HOMES in the country’s 20 largest cities - including Leeds and Sheffield - have seen their values increase by at least five per cent annually for the first time in over a decade.
Property analyst Hometrack said that growth in house prices over the last year has ranged from a 17.3 per cent increase in London to 7.3 per cent rise in Leeds and 5.7 per cent in Sheffield.
This marks the first time since November 2004 that all 20 cities have registered year-on-year house price increases of more than five per cent.
The news was tempered by figures which showed a 10 per cent fall in the number of house builds started in England between July and September compared with the previous three months.
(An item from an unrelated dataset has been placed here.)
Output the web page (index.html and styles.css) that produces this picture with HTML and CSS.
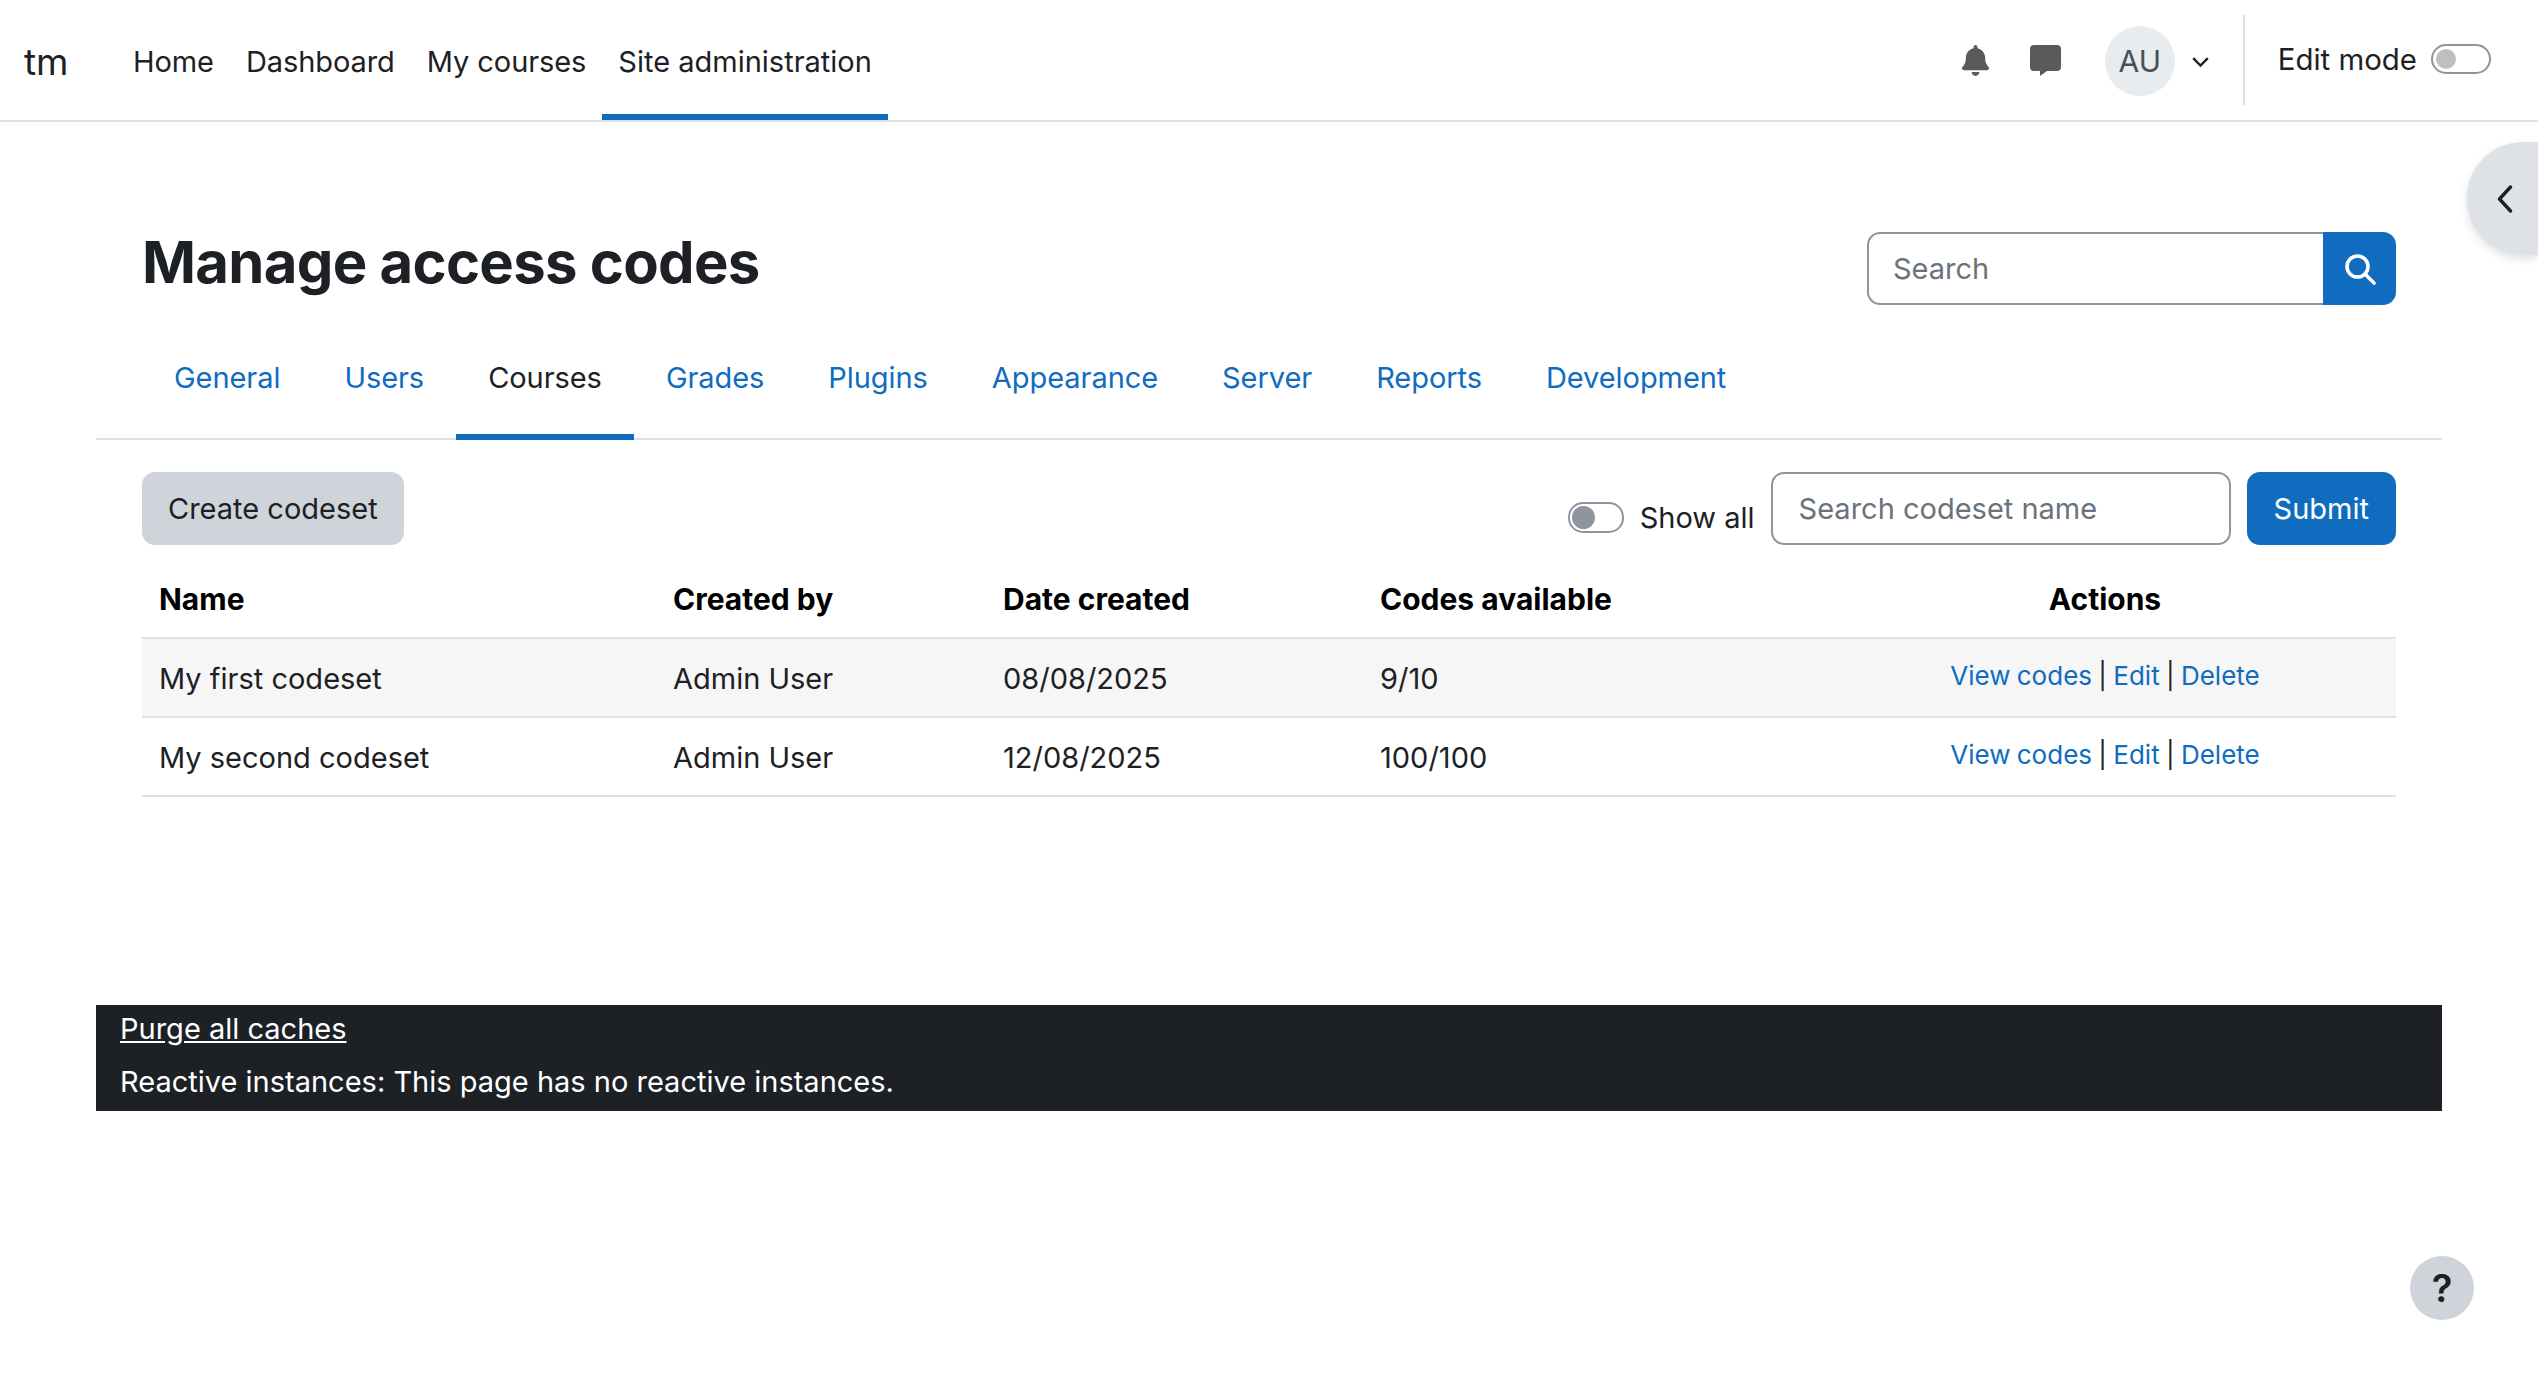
FILE: index.html
```html
<!DOCTYPE html>
<html lang="en">
<head>
  <meta charset="UTF-8">
  <meta name="viewport" content="width=device-width, initial-scale=1.0">
  <title>Manage access codes</title>
  <link rel="stylesheet" href="styles.css">
</head>
<body>
  <header class="navbar">
    <a class="brand" href="#">tm</a>
    <nav class="primary-nav">
      <a href="#">Home</a>
      <a href="#">Dashboard</a>
      <a href="#">My courses</a>
      <a href="#" class="active">Site administration</a>
    </nav>
    <div class="usernav">
      <svg class="icon-bell" viewBox="0 0 448 512" aria-hidden="true"><path d="M224 0c-17.7 0-32 14.3-32 32V51.2C119 66 64 130.6 64 208v18.8c0 47-17.3 92.4-48.5 127.6l-7.4 8.3c-8.4 9.4-10.4 22.9-5.3 34.4S19.4 416 32 416H416c12.6 0 24-7.4 29.2-18.9s3.1-25-5.3-34.4l-7.4-8.3C401.3 319.2 384 273.9 384 226.8V208c0-77.4-55-142-128-156.8V32c0-17.7-14.3-32-32-32zm45.3 493.3c12-12 18.7-28.3 18.7-45.3H224 160c0 17 6.7 33.3 18.7 45.3s28.3 18.7 45.3 18.7s33.3-6.7 45.3-18.7z"/></svg>
      <svg class="icon-chat" viewBox="0 0 31 31" aria-hidden="true"><path d="M4 0H27a4 4 0 0 1 4 4V22a4 4 0 0 1-4 4H17L10 31V26H4a4 4 0 0 1-4-4V4a4 4 0 0 1 4-4z"/></svg>
      <div class="avatar">AU</div>
      <svg class="icon-caret" viewBox="0 0 17 10" aria-hidden="true"><path d="M1.2 1.2L8.5 8.5L15.8 1.2"/></svg>
      <div class="nav-divider"></div>
      <span class="edit-label">Edit mode</span>
      <span class="switch"><span class="knob"></span></span>
    </div>
  </header>

  <main class="page">
    <div class="page-head">
      <h1>Manage access codes</h1>
      <form class="search-box">
        <input type="text" placeholder="Search">
        <button type="button" aria-label="Search">
          <svg viewBox="0 0 32 32" aria-hidden="true"><circle cx="13.5" cy="13.5" r="10.5"/><path d="M21 21L30 30"/></svg>
        </button>
      </form>
    </div>

    <nav class="tabs">
      <a href="#">General</a>
      <a href="#">Users</a>
      <a href="#" class="active">Courses</a>
      <a href="#">Grades</a>
      <a href="#">Plugins</a>
      <a href="#">Appearance</a>
      <a href="#">Server</a>
      <a href="#">Reports</a>
      <a href="#">Development</a>
    </nav>

    <section class="content">
      <div class="toolbar">
        <a class="btn btn-secondary" href="#">Create codeset</a>
        <div class="filters">
          <label class="show-all"><span class="switch switch-small"><span class="knob"></span></span>Show all</label>
          <input class="filter-input" type="text" placeholder="Search codeset name">
          <a class="btn btn-primary" href="#">Submit</a>
        </div>
      </div>

      <table class="codes">
        <thead>
          <tr>
            <th class="col-name">Name</th>
            <th class="col-by">Created by</th>
            <th class="col-date">Date created</th>
            <th class="col-avail">Codes available</th>
            <th class="col-actions">Actions</th>
          </tr>
        </thead>
        <tbody>
          <tr class="odd">
            <td>My first codeset</td>
            <td>Admin User</td>
            <td>08/08/2025</td>
            <td>9/10</td>
            <td class="actions"><a href="#">View codes</a> | <a href="#">Edit</a> | <a href="#">Delete</a></td>
          </tr>
          <tr>
            <td>My second codeset</td>
            <td>Admin User</td>
            <td>12/08/2025</td>
            <td>100/100</td>
            <td class="actions"><a href="#">View codes</a> | <a href="#">Edit</a> | <a href="#">Delete</a></td>
          </tr>
        </tbody>
      </table>
    </section>

    <footer class="debug-bar">
      <a href="#">Purge all caches</a>
      <p>Reactive instances: This page has no reactive instances.</p>
    </footer>
  </main>

  <button class="drawer-toggle" aria-label="Open drawer">
    <svg viewBox="0 0 16 28" aria-hidden="true"><path d="M13.5 2L2.5 14L13.5 26"/></svg>
  </button>
  <button class="help-btn" aria-label="Help">?</button>
</body>
</html>
```

FILE: styles.css
```css
:root {
  --color-primary: #0f6cbf;
  --color-text: #1d2125;
  --color-border: #dee2e6;
  --color-input: #8f959e;
  --color-muted: #6a737b;
}

* {
  margin: 0;
  padding: 0;
  box-sizing: border-box;
}

body {
  background: white;
  color: var(--color-text);
  font-family: Inter, "Noto Sans", sans-serif;
  font-size: 29px;
  line-height: 45px;
  position: relative;
  min-height: 100vh;
}

a {
  color: var(--color-primary);
  text-decoration: none;
}

/* top bar */
.navbar {
  display: flex;
  align-items: stretch;
  height: 122px;
  border-bottom: 2px solid var(--color-border);
}

.brand {
  color: var(--color-text);
  font-size: 37px;
  line-height: 124px;
  margin-left: 24px;
  width: 93px;
}

.primary-nav {
  display: flex;
  letter-spacing: -0.08px;
}

.primary-nav a {
  color: var(--color-text);
  padding: 39px 16px 0;
  height: 120px;
}

.primary-nav a.active {
  border-bottom: 6px solid var(--color-primary);
  letter-spacing: 0;
}

.usernav {
  margin-left: auto;
  display: flex;
  align-items: center;
  height: 120px;
}

.icon-bell {
  width: 27px;
  height: 31px;
  fill: #5a5a5a;
}

.icon-chat {
  width: 31px;
  height: 31px;
  fill: #5a5a5a;
  margin-left: 41px;
}

.avatar {
  width: 70px;
  height: 70px;
  border-radius: 50%;
  background: #e9ecef;
  color: #495057;
  font-size: 30px;
  display: flex;
  align-items: center;
  justify-content: center;
  margin-left: 44px;
  margin-top: 2px;
}

.icon-caret {
  width: 17px;
  height: 10px;
  margin-left: 17px;
  margin-top: 3px;
  fill: none;
  stroke: var(--color-text);
  stroke-width: 2.4;
}

.nav-divider {
  width: 2px;
  height: 90px;
  background: var(--color-border);
  margin-left: 34px;
}

.edit-label {
  font-size: 29.4px;
  margin-left: 33px;
  margin-top: -2px;
}

.switch {
  display: block;
  width: 60px;
  height: 30px;
  border: 2px solid var(--color-input);
  border-radius: 15px;
  margin-left: 14px;
  margin-right: 47px;
  margin-top: -3px;
  padding: 3px;
}

.knob {
  display: block;
  width: 20px;
  height: 20px;
  border-radius: 50%;
  background: #bfbfbf;
}

/* page header */
.page {
  padding: 0 96px;
}

.page-head {
  display: flex;
  justify-content: space-between;
  align-items: flex-start;
  padding: 110px 46px 0;
  height: 183px;
}

h1 {
  font-size: 58px;
  font-weight: 700;
  line-height: 60px;
  letter-spacing: -0.7px;
}

.search-box {
  display: flex;
  width: 529px;
  height: 73px;
}

.search-box input {
  flex: 1;
  min-width: 0;
  border: 2px solid var(--color-input);
  border-right: none;
  border-radius: 13px 0 0 13px;
  padding: 0 24px;
  font: inherit;
  color: var(--color-text);
}

input::placeholder {
  color: var(--color-muted);
  opacity: 1;
}

.search-box button {
  width: 73px;
  border: none;
  border-radius: 0 13px 13px 0;
  background: var(--color-primary);
  display: flex;
  align-items: center;
  justify-content: center;
}

.search-box svg {
  width: 32px;
  height: 32px;
  fill: none;
  stroke: white;
  stroke-width: 3.6;
  stroke-linecap: round;
}

/* tabs */
.tabs {
  display: flex;
  padding: 0 46px;
  border-bottom: 2px solid var(--color-border);
  height: 135px;
  letter-spacing: -0.06px;
}

.tabs a {
  padding: 50px 32px 0;
  height: 135px;
}

.tabs a.active {
  color: var(--color-text);
  border-bottom: 6px solid var(--color-primary);
}

/* content */
.content {
  padding: 32px 46px 0;
}

.toolbar {
  display: flex;
  justify-content: space-between;
}

.btn {
  display: block;
  height: 73px;
  line-height: 73px;
  padding: 0 26px;
  border-radius: 13px;
}

.btn-secondary {
  background: #ced4da;
  color: var(--color-text);
}

.btn-primary {
  background: var(--color-primary);
  color: white;
  padding: 0 27px;
}

.filters {
  display: flex;
  gap: 16px;
}

.show-all {
  display: flex;
  align-items: center;
  height: 45px;
  margin-top: 23px;
}

.switch-small {
  width: 56px;
  height: 31px;
  margin: 0 16px 0 0;
  padding: 2px;
}

.switch-small .knob {
  width: 23px;
  height: 23px;
  background: #8f959e;
}

.filter-input {
  width: 460px;
  height: 73px;
  border: 2px solid var(--color-input);
  border-radius: 13px;
  padding: 0 26px;
  font: inherit;
}

.codes {
  width: 100%;
  table-layout: fixed;
  border-collapse: collapse;
}

.codes th {
  text-align: left;
  font-size: 30px;
  font-weight: 700;
  color: black;
  padding: 32px 17px 15px;
  border-bottom: 2px solid var(--color-border);
}

.codes td {
  padding: 17px 17px 15px;
  border-bottom: 2px solid var(--color-border);
}

.codes tr.odd td {
  background: #f6f6f6;
}

.col-name { width: 514px; }
.col-by { width: 330px; }
.col-date { width: 377px; }
.col-avail { width: 451px; }

.codes th.col-actions {
  text-align: center;
}

.codes td.actions {
  text-align: center;
  font-size: 26px;
  word-spacing: -1px;
  padding-top: 14px;
  padding-bottom: 18px;
}

/* debug strip */
.debug-bar {
  margin-top: 208px;
  background: var(--color-text);
  color: white;
  padding: 1px 24px 7px;
}

.debug-bar a {
  color: white;
  text-decoration: underline;
  display: block;
  margin-bottom: 8px;
}

/* floating buttons */
.drawer-toggle {
  position: absolute;
  top: 142px;
  right: 0;
  width: 71px;
  height: 113px;
  border: none;
  border-radius: 56px 0 0 56px;
  background: var(--color-border);
  box-shadow: 0 4px 10px rgba(0, 0, 0, 0.12);
}

.drawer-toggle svg {
  width: 16px;
  height: 28px;
  fill: none;
  stroke: var(--color-text);
  stroke-width: 3.4;
  stroke-linecap: round;
  stroke-linejoin: round;
  position: absolute;
  left: 30px;
  top: 43px;
}

.help-btn {
  position: absolute;
  left: 2410px;
  top: 1256px;
  width: 64px;
  height: 64px;
  border: none;
  border-radius: 50%;
  background: #ced4da;
  color: var(--color-text);
  font-family: inherit;
  font-size: 38px;
  font-weight: 600;
}
```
A total of 116,930 house builds were completed in the 12 months to September, an eight per cent year-on-year increase, although charity Shelter said it was still less than half of the 250,000 new homes a year needed to address England’s housing problems.
The Hometrack report said that by the end of the year, prices in some cities outside the South East could be rising at a faster month-on-month rate than those in London.
On average, prices increased by 9.2 per cent over the last year to reach £185,700.
Despite the increases, Hometrack said that there is also “clear evidence” that the upward pressure on house prices is starting to ease amid weakening demand.
Hometrack said the majority of cities are now starting to show signs of a cool down in the underlying pace of house price growth.
Richard Donnell, of Hometrack, said: “This latest analysis shows that momentum in house price increases is starting to slow, with less pent-up demand for housing than two years ago.”
He expects the rate of house price growth to slow further as the year comes to an end.
“For the first time since the financial crisis, an improved economic outlook has seen house prices in cities outside the south of England rising off a low base.”
Property consultant JLL is predicting house prices in Yorkshire to rise by 3.5 per cent next year.
JLL’s head of residential in Leeds, Guy Ackernley, said: “Yorkshire, like much of the rest of the UK, has seen resurgence in demand and prices. Leeds in particular has been one of the country’s star performers and it will continue to do well.
“But we face a situation where a lack of supply is pushing up prices to a level where affordability and the ability to raise a deposit are once again becoming an issue, despite the valiant efforts of initiatives like Help to Buy.”
Patrick McCutcheon, of Dacre, Son and Hartley, said the ‘golden triangle’ of Harrogate, York and North Leeds has had a strong first time buyer and middle-market this year.
“House buyers have been much more enthusiastic this year. There was a noticeable upturn in tenants moving out from rental property and back in to the sales market as soon as reports of house price inflation began in the new year.”
Ben Jacobs, of Stoneacre Properties in Leeds, said: “I believe the values in certain areas of Leeds will continue to increase as the demand continues to rise...however this is dependent on the willingness of banks to provide mortgages to first time buyers.”